Reserve Officer Training, uh, Corporation.

- Heh. Is that the truth?

- Oh, sure. There's different kinds.

There's cavalry ROTC,

artillery ROTC, infantry ROTC.

- Infantry's the best.

- Yeah, that's what I always thought.

- Ben, Irving ain't sick?

- No.

And he don't rank no higher

than we do.

Because ROTC don't mean nothing

unless you finish the course.

IRVING:

Hey, get this.

"So I beg of you, Mr. McKinney.

Please get my enclosed letter

to the commanding officer in the Air Force."

Hey, you can't read that.

"So that my son Ben

will be put in the infantry...

...the same as his six brothers

before him."

Give me that, you big... Let go.

Let... Let go of me!

"All his life, little Ben has been dreaming

of being a real infantry soldier...

...like all the men in our family."

Little Ben

wanna be a great big soldier?

[MEN LAUGHING]

Irving?

That letter belongs to Ben.

Now, you give it to him.

I told you

to keep your mouth shut, Plowboy.

"lt'll break his poor heart if he's put

in the Air Force instead of the infantry...

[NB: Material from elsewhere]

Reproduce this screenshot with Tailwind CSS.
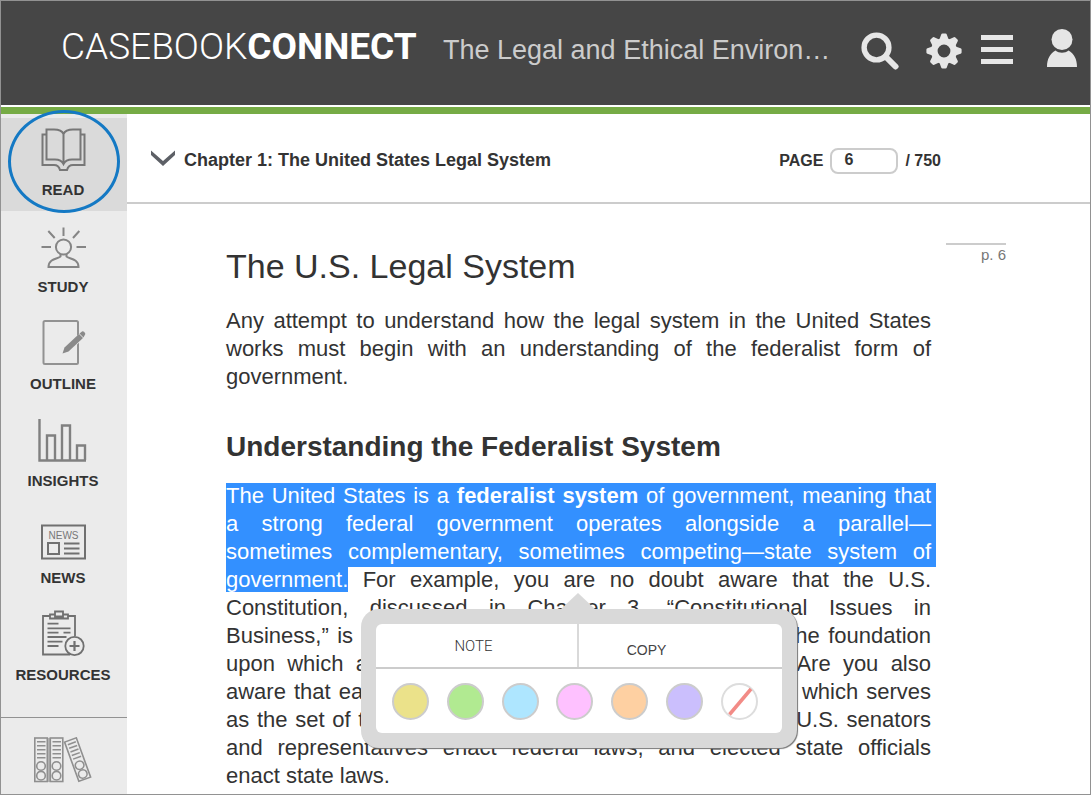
<!doctype html>
<html lang="en">
  <head>
    <meta charset="UTF-8" />
    <meta name="viewport" content="width=device-width, initial-scale=1.0" />
    <title>Casebook Connect</title>
    <script src="https://cdn.jsdelivr.net/npm/@tailwindcss/browser@4"></script>
  </head>
  <body
    class="min-h-screen flex flex-col border border-[#929292] bg-white text-[#333] font-['Liberation_Sans',Arial,sans-serif]"
  >
    <!-- Header -->
    <header
      class="h-[104px] shrink-0 flex items-center bg-[#464646] text-[#e6e6e6] pl-[60px] pr-3 pb-1"
    >
      <a
        href="#"
        class="w-[382px] shrink-0 pb-2 text-[37px] leading-10 text-white whitespace-nowrap font-['Roboto',sans-serif]"
        ><span class="font-light">CASEBOOK</span
        ><span class="font-bold">CONNECT</span></a
      >
      <h1 class="flex-1 min-w-0 truncate pb-0.5 text-[27px] leading-9 text-[#ccc]">
        The Legal and Ethical Environ…
      </h1>
      <div class="flex items-center shrink-0">
        <button title="Search" class="mr-[27px]">
          <svg class="w-[38px] h-[38px]" viewBox="0 0 38 38" fill="none">
            <circle cx="15.5" cy="15.5" r="12.4" stroke="currentColor" stroke-width="5.4" />
            <path d="M24.5 24.5L34.5 34.5" stroke="currentColor" stroke-width="6" stroke-linecap="round" />
          </svg>
        </button>
        <button title="Settings" class="mr-[19px]">
          <svg class="w-9 h-9" viewBox="-18 -18 36 36" fill="currentColor">
            <circle r="9.7" fill="none" stroke="currentColor" stroke-width="6.6" />
            <path id="tooth" d="M-4.6 -11.5L-2.8 -16.6Q-2.5 -17.6 -1.5 -17.6H1.5Q2.5 -17.6 2.8 -16.6L4.6 -11.5Z" />
            <use href="#tooth" transform="rotate(45)" />
            <use href="#tooth" transform="rotate(90)" />
            <use href="#tooth" transform="rotate(135)" />
            <use href="#tooth" transform="rotate(180)" />
            <use href="#tooth" transform="rotate(225)" />
            <use href="#tooth" transform="rotate(270)" />
            <use href="#tooth" transform="rotate(315)" />
          </svg>
        </button>
        <button title="Menu" class="mr-[33px] pb-0.5">
          <svg class="w-8 h-[30px]" viewBox="0 0 32 30" fill="currentColor">
            <path d="M0 0h32v5H0zM0 12h32v5H0zM0 24h32v5H0z" />
          </svg>
        </button>
        <button title="Account" class="pb-1.5">
          <svg class="w-8 h-[38px]" viewBox="0 0 32 38" fill="currentColor">
            <circle cx="16" cy="10.5" r="10.5" />
            <path d="M1 38C1 30 4 24.5 9.5 21.5C13 24.5 19 24.5 22.5 21.5C28 24.5 31 30 31 38Z" />
          </svg>
        </button>
      </div>
    </header>
    <div class="h-[9px] shrink-0 border-t-2 border-white bg-[#76ab45]"></div>

    <div class="flex-1 flex">
      <!-- Sidebar -->
      <nav
        class="w-[126px] shrink-0 flex flex-col bg-[#ebebeb] text-[15px] leading-5 font-bold text-center"
      >
        <a
          href="#"
          class="relative h-[97px] flex flex-col items-center border-t-4 border-[#ebebeb] bg-[#dadada] pt-1.5 pr-0.5"
        >
          <svg class="w-[60px] h-[50px] mb-1.5" viewBox="-1 0 60 50" fill="none" stroke="#777" stroke-width="2">
            <path d="M29.5 10C28 6.5 24 5.5 20 5.5H12.5V35.5H21C25 35.5 28 37 29.5 40C31 37 34 35.5 38 35.5H46.5V5.5H39C35 5.5 31 6.5 29.5 10V40" />
            <path d="M12.5 10.5H8.5V41H20C23 41 25 42 26 46H33C34 42 36 41 39 41H50.5V10.5H46.5" />
          </svg>
          READ
          <span
            class="absolute left-[7px] -top-2 w-28 h-[103px] rounded-[50%] border-[3px] border-[#1479c4]"
          ></span>
        </a>
        <a href="#" class="h-[97px] flex flex-col items-center pt-2.5 pr-0.5">
          <svg class="w-[60px] h-[50px] mb-1.5" viewBox="-1 0 60 50" fill="none" stroke="#858585" stroke-width="2">
            <circle cx="29.5" cy="26" r="7.6" />
            <path d="M26.5 33V35.5C25 38 14.5 37 14.5 46H44.5C44.5 37 34 38 32.5 35.5V33" />
            <path d="M29.5 6.5V15M7.5 26H17M42.5 26H52M14.3 10L20.7 17M45.3 10L39 17" />
          </svg>
          STUDY
        </a>
        <a href="#" class="h-[97px] flex flex-col items-center pt-2.5 pr-0.5">
          <svg class="w-[60px] h-[50px] mb-1.5" viewBox="-1 0 60 50" fill="none" stroke="#929292" stroke-width="2">
            <rect x="9.5" y="3" width="34.5" height="43" rx="1.5" />
            <path d="M36 29L47 18.5" stroke="#ebebeb" stroke-width="6" />
            <path d="M28.5 35.5L30.5 29.5L45 16L49 20L34.5 33.5Z" fill="#8a8a8a" stroke="none" />
            <path d="M45.500 15.5L48 13.500Q49 12.800 50 13.800L51 15Q51.800 16 50.800 17L49.5 19.500Z" fill="#8a8a8a" stroke="none" />
          </svg>
          OUTLINE
        </a>
        <a href="#" class="h-[97px] flex flex-col items-center pt-2.5 pr-0.5">
          <svg class="w-[60px] h-[50px] mb-1.5" viewBox="0 0 60 50" fill="none" stroke="#808080" stroke-width="2.4">
            <path d="M6.5 4V45.5H53M14 45V20.5H22V45M29 45V10.5H37V45M44 45V30.5H52V45" />
          </svg>
          INSIGHTS
        </a>
        <a href="#" class="h-[97px] flex flex-col items-center pt-2.5 pr-0.5">
          <svg class="w-[60px] h-[50px] mb-1.5" viewBox="0 0 60 50" fill="none" stroke="#707070" stroke-width="2">
            <rect x="9" y="13.5" width="43" height="33" />
            <rect x="15" y="31" width="11" height="11" />
            <path d="M31 31.5H46.5M31 36.5H46.5M31 41.5H46.5" />
            <text x="30.5" y="27" text-anchor="middle" font-size="10" font-weight="400" fill="#777" stroke="none">NEWS</text>
          </svg>
          NEWS
        </a>
        <a href="#" class="h-[97px] flex flex-col items-center pt-2.5 pr-0.5">
          <svg class="w-[60px] h-[50px] mb-1.5" viewBox="0 0 60 50" fill="none" stroke="#707070" stroke-width="1.8">
            <path d="M17 7H10V45.5H37M35 7H42V27" />
            <path d="M17 9.5V5.5H22V2.5H30V5.5H35V9.5ZM22 5.5V7.5H30V5.5" />
            <path d="M14.5 14.7H25.5M14.5 19.3H37.5M14.5 23.7H25.5M30.5 23.7H37.5M14.5 28H33.5M14.5 32.7H29.5M14.5 37H25.5" />
            <circle cx="41.5" cy="37" r="9.2" fill="#ebebeb" />
            <path d="M36.5 37H46.5M41.5 32V42" stroke-width="2.2" />
          </svg>
          RESOURCES
        </a>
        <a
          href="#"
          title="Library"
          class="mt-[21px] flex flex-col items-center border-t border-[#929292] pt-[19px]"
        >
          <svg class="w-[60px] h-[46px]" viewBox="0 0 60 46" fill="none" stroke="#8f8f8f" stroke-width="1.6">
            <path d="M14.5 1V45" stroke="#b5b5b5" stroke-width="3" />
            <g id="binder">
              <rect x="0.8" y="1" width="12.5" height="43.5" />
              <path d="M3 4.7H11.5M3 8.7H11.5M3 12.7H11.5M3 16.7H11.5M3 20.7H11.5" />
              <circle cx="7" cy="29" r="4.3" />
              <circle cx="7" cy="38.7" r="4.3" />
            </g>
            <use href="#binder" x="15.5" />
            <use href="#binder" transform="translate(29.5 4.5) rotate(-20) scale(1 0.96)" />
          </svg>
        </a>
      </nav>

      <main class="flex-1 min-w-0">
        <!-- Chapter toolbar -->
        <div
          class="h-[90px] flex items-center justify-between border-b-2 border-[#ccc] pt-1 pl-6 pr-[149px] font-bold"
        >
          <button class="flex items-center gap-[9px] text-[18px] leading-6">
            <svg class="w-6 h-4 mb-1" viewBox="0 0 24 16" fill="#5d6066">
              <path d="M0 0.5L12 11L24 0.5V5L12 16L0 5Z" />
            </svg>
            Chapter 1: The United States Legal System
          </button>
          <div class="flex items-center gap-[7px] pt-0.5 text-base">
            <label for="pageNumber">PAGE</label>
            <input
              id="pageNumber"
              type="text"
              value="6"
              class="w-[68px] h-[26px] rounded-lg border-2 border-[#ccc] bg-white pl-3 pr-2 pb-0.5 text-base font-bold"
            />
            <span>/ 750</span>
          </div>
        </div>

        <!-- Page content -->
        <div class="flex gap-[15px] pl-[99px] pr-[84px]">
          <article class="flex-1 min-w-0 pt-[42px] text-[22px] leading-7">
            <h2 class="text-[34px] leading-10">The U.S. Legal System</h2>
            <p class="mt-[21px] text-justify">
              Any attempt to understand how the legal system in the United States
              works must begin with an understanding of the federalist form of
              government.
            </p>
            <h3 class="mt-[38px] text-[28px] leading-9 font-bold">
              Understanding the Federalist System
            </h3>
            <div class="relative mt-[17px]">
              <!-- Lines break as in the printed book -->
              <p class="text-justify [text-align-last:justify]">
                <span
                  class="box-decoration-clone bg-[#3390ff] pb-[3px] text-white shadow-[5px_0_0_#3390ff]"
                  >The United States is a <strong>federalist system</strong> of
                  government, meaning that<br />a strong federal government
                  operates alongside a parallel—<br />sometimes complementary,
                  sometimes competing—state system of</span
                ><br />
                <span class="bg-[#3390ff] pt-px text-white">government.</span>
                For example, you are no doubt aware that the U.S.<br />
                Constitution, discussed in Chapter 3, “Constitutional Issues in<br />
                Business,” is the supreme law of the land and provides the foundation<br />
                upon which all of the other laws in this country rest. Are you also<br />
                aware that each state also has its own state constitution, which serves<br />
                as the set of the basic laws for that particular state? The U.S. senators<br />
                and representatives enact federal laws, and elected state officials
                <span class="block [text-align-last:left]">enact state laws.</span>
              </p>

              <!-- Highlight menu -->
              <div
                class="absolute left-[135px] top-[127px] w-[436px] rounded-[18px] bg-[#d9d9d9] p-[15px] shadow-[1px_1px_1px_#777]"
              >
                <svg class="absolute left-[200px] -top-4 w-[34px] h-4" viewBox="0 0 34 16" fill="#d9d9d9">
                  <path d="M0 16L17 0L34 16Z" />
                </svg>
                <div class="rounded-md bg-white">
                  <div class="flex h-[45px] border-b-2 border-[#ccc]">
                    <button
                      class="w-[203px] border-r-2 border-[#d9d9d9] pr-1.5 text-[15px] leading-5 font-light text-[#333] font-['Roboto',sans-serif]"
                    >
                      NOTE
                    </button>
                    <button class="flex-1 pr-[68px] pt-2 text-sm text-[#444]">
                      COPY
                    </button>
                  </div>
                  <div class="flex justify-between pl-4 pr-6 pt-[14px] pb-[13px]">
                    <button title="Yellow" class="size-[37px] rounded-full border-2 border-[#ccc] bg-[#ebe28a]"></button>
                    <button title="Green" class="size-[37px] rounded-full border-2 border-[#ccc] bg-[#b1ea91]"></button>
                    <button title="Blue" class="size-[37px] rounded-full border-2 border-[#ccc] bg-[#aee6ff]"></button>
                    <button title="Pink" class="size-[37px] rounded-full border-2 border-[#ccc] bg-[#fec1ff]"></button>
                    <button title="Orange" class="size-[37px] rounded-full border-2 border-[#ccc] bg-[#fed0a2]"></button>
                    <button title="Purple" class="size-[37px] rounded-full border-2 border-[#ccc] bg-[#cbbffd]"></button>
                    <button title="Remove highlight" class="size-[37px] rounded-full border-2 border-[#ddd] bg-white">
                      <svg class="size-[33px]" viewBox="0 0 33 33" fill="none">
                        <path d="M6.5 29.5L28 4" stroke="#f28b86" stroke-width="3.5" />
                      </svg>
                    </button>
                  </div>
                </div>
              </div>
            </div>
          </article>
          <aside
            class="mt-[39px] w-[60px] h-fit shrink-0 border-t-2 border-[#ccc] text-right text-[15px] leading-5 text-[#777]"
          >
            p. 6
          </aside>
        </div>
      </main>
    </div>
  </body>
</html>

...so his brothers will be proud of him."

[MEN LAUGHING]

Irving, you ain't sick like I thought,

so you give Ben his letter.

Listen, Plowboy.

Yeah, sure.

I imagine it's time for us

to get going, ain't it?

So I'd thank you

if you'd take these off, Irving.

- They're beginning to chafe me a mite.

- Yeah.

Yeah. Yeah, sure.

All right, let's stop kidding around here.

Climb aboard there. Snappy now.

Why, sure, Irving.

All right, move along. Move along.

So long, boys.

Don't take any wooden nickels.

[LAUGHS]

I appreciate if you write me how much

it cost to get it fixed, Mr. McKinney.

Bye.

WILL:
It sure was interesting

when we got to the classification center.

They took us around

from one building to another.

And they stuck needles into our arms...

... and whomped us on the knees

with a little rubber hammer...

... and mashed down our tongues

with an ice cream stick.

Then after a real nice supper...

... I never had such a fill of beans

in my whole life...

... we was all setting

around the barracks...

... in our snappy new uniforms

learning how to salute...

... everybody talking and joking

and feeling the back of their necks...

... where they had these horse clippers

run over them...

... when this nice fella,

this here sergeant, come in.

[BLOWS WHISTLE]

MAN 1:
Hey.

MAN 2:
Why, there's the sergeant.

[MEN CHATTERING]

Please, let's keep it quiet.

On behalf

of the president of the United States...

...Secretary of the Air Force, commanders

of this base and this squadron...

...I wanna welcome you, gentlemen,

to the United States Air Force.

This is a classification center where you will

undergo tests, both physical and mental...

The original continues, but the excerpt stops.